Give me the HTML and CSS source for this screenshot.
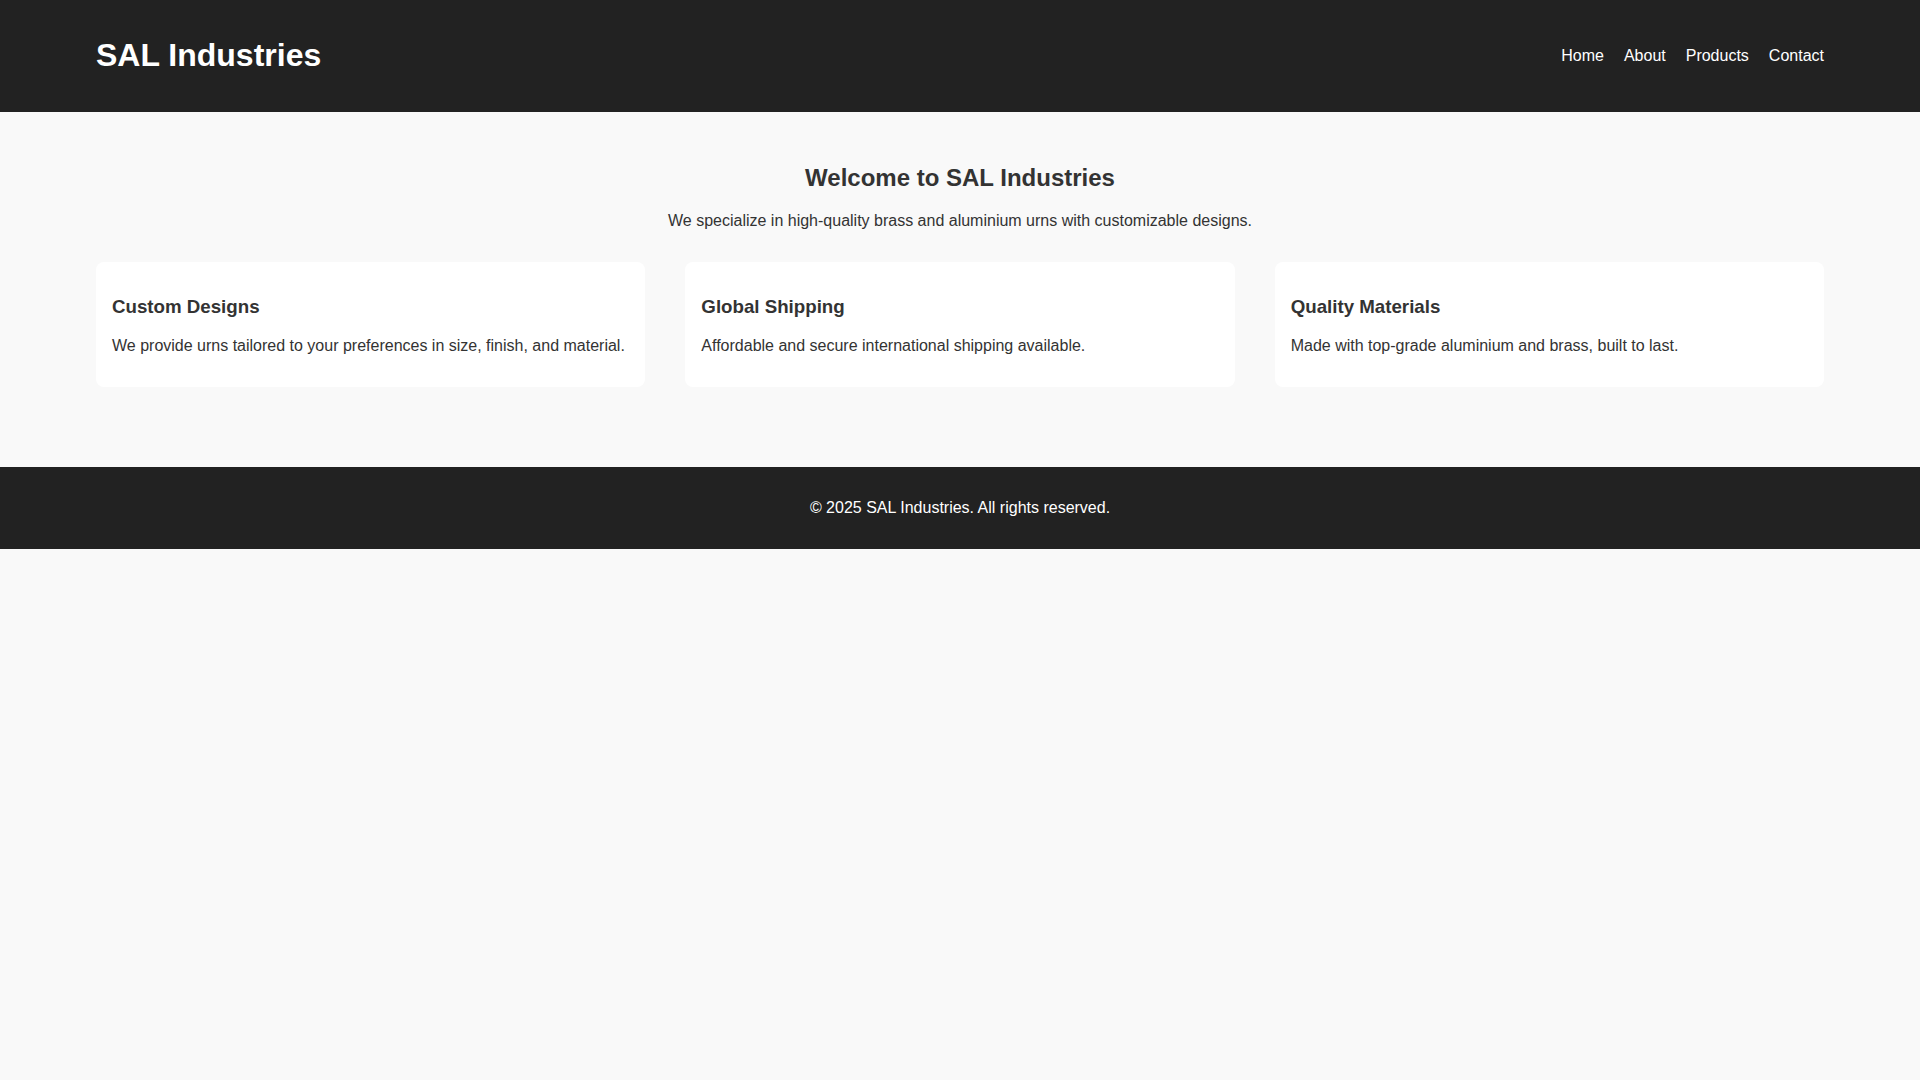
FILE: index.html
```html
<!DOCTYPE html>
<html lang="en">
<head>
<meta charset="utf-8">
<title>SAL Industries</title>
<link rel="stylesheet" href="styles.css">
</head>
<body>
<header class="site-header">
  <h1 class="logo">SAL Industries</h1>
  <nav class="nav">
    <a href="#">Home</a>
    <a href="#">About</a>
    <a href="#">Products</a>
    <a href="#">Contact</a>
  </nav>
</header>
<main class="main">
  <section class="hero">
    <h2>Welcome to SAL Industries</h2>
    <p>We specialize in high-quality brass and aluminium urns with customizable designs.</p>
  </section>
  <section class="features">
    <div class="card">
      <h3>Custom Designs</h3>
      <p>We provide urns tailored to your preferences in size, finish, and material.</p>
    </div>
    <div class="card">
      <h3>Global Shipping</h3>
      <p>Affordable and secure international shipping available.</p>
    </div>
    <div class="card">
      <h3>Quality Materials</h3>
      <p>Made with top-grade aluminium and brass, built to last.</p>
    </div>
  </section>
</main>
<footer class="site-footer">
  <p>&copy; 2025 SAL Industries. All rights reserved.</p>
</footer>
</body>
</html>
```

FILE: styles.css
```css
* { box-sizing: border-box; }

body {
  margin: 0;
  font-family: "Liberation Sans", Arial, sans-serif;
  background: #f9f9f9;
  color: #333;
}

.site-header {
  background: #222;
  color: #fff;
  padding: 1rem 5%;
  display: flex;
  justify-content: space-between;
  align-items: center;
}

.logo {
  font-size: 2em;
  margin: 0.67em 0;
}

.nav {
  display: flex;
  gap: 20px;
}

.nav a {
  color: #fff;
  text-decoration: none;
  font-size: 16px;
}

.main {
  padding: 2rem 5%;
}

.hero {
  text-align: center;
}

.hero h2 {
  font-size: 1.5em;
  margin: 0.83em 0;
}

.hero p {
  margin: 0;
}

.features {
  display: grid;
  grid-template-columns: repeat(3, 1fr);
  gap: 40px;
  margin-top: 32px;
  margin-bottom: 48px;
}

.card {
  background: #fff;
  border-radius: 8px;
  padding: 1rem;
}

.card h3 {
  font-size: 1.17em;
  margin: 1em 0;
}

.card p {
  margin: 1em 0;
}

.site-footer {
  background: #222;
  color: #fff;
  text-align: center;
  padding: 1rem;
}

.site-footer p {
  margin: 1em 0;
}
```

______________________________

What to work on:
Repeat the full listing above exactly, with no pictures in the copy.

Output for this task:
Give me the HTML and CSS source for this screenshot.
FILE: index.html
```html
<!DOCTYPE html>
<html lang="en">
<head>
<meta charset="utf-8">
<title>SAL Industries</title>
<link rel="stylesheet" href="styles.css">
</head>
<body>
<header class="site-header">
  <h1 class="logo">SAL Industries</h1>
  <nav class="nav">
    <a href="#">Home</a>
    <a href="#">About</a>
    <a href="#">Products</a>
    <a href="#">Contact</a>
  </nav>
</header>
<main class="main">
  <section class="hero">
    <h2>Welcome to SAL Industries</h2>
    <p>We specialize in high-quality brass and aluminium urns with customizable designs.</p>
  </section>
  <section class="features">
    <div class="card">
      <h3>Custom Designs</h3>
      <p>We provide urns tailored to your preferences in size, finish, and material.</p>
    </div>
    <div class="card">
      <h3>Global Shipping</h3>
      <p>Affordable and secure international shipping available.</p>
    </div>
    <div class="card">
      <h3>Quality Materials</h3>
      <p>Made with top-grade aluminium and brass, built to last.</p>
    </div>
  </section>
</main>
<footer class="site-footer">
  <p>&copy; 2025 SAL Industries. All rights reserved.</p>
</footer>
</body>
</html>
```

FILE: styles.css
```css
* { box-sizing: border-box; }

body {
  margin: 0;
  font-family: "Liberation Sans", Arial, sans-serif;
  background: #f9f9f9;
  color: #333;
}

.site-header {
  background: #222;
  color: #fff;
  padding: 1rem 5%;
  display: flex;
  justify-content: space-between;
  align-items: center;
}

.logo {
  font-size: 2em;
  margin: 0.67em 0;
}

.nav {
  display: flex;
  gap: 20px;
}

.nav a {
  color: #fff;
  text-decoration: none;
  font-size: 16px;
}

.main {
  padding: 2rem 5%;
}

.hero {
  text-align: center;
}

.hero h2 {
  font-size: 1.5em;
  margin: 0.83em 0;
}

.hero p {
  margin: 0;
}

.features {
  display: grid;
  grid-template-columns: repeat(3, 1fr);
  gap: 40px;
  margin-top: 32px;
  margin-bottom: 48px;
}

.card {
  background: #fff;
  border-radius: 8px;
  padding: 1rem;
}

.card h3 {
  font-size: 1.17em;
  margin: 1em 0;
}

.card p {
  margin: 1em 0;
}

.site-footer {
  background: #222;
  color: #fff;
  text-align: center;
  padding: 1rem;
}

.site-footer p {
  margin: 1em 0;
}
```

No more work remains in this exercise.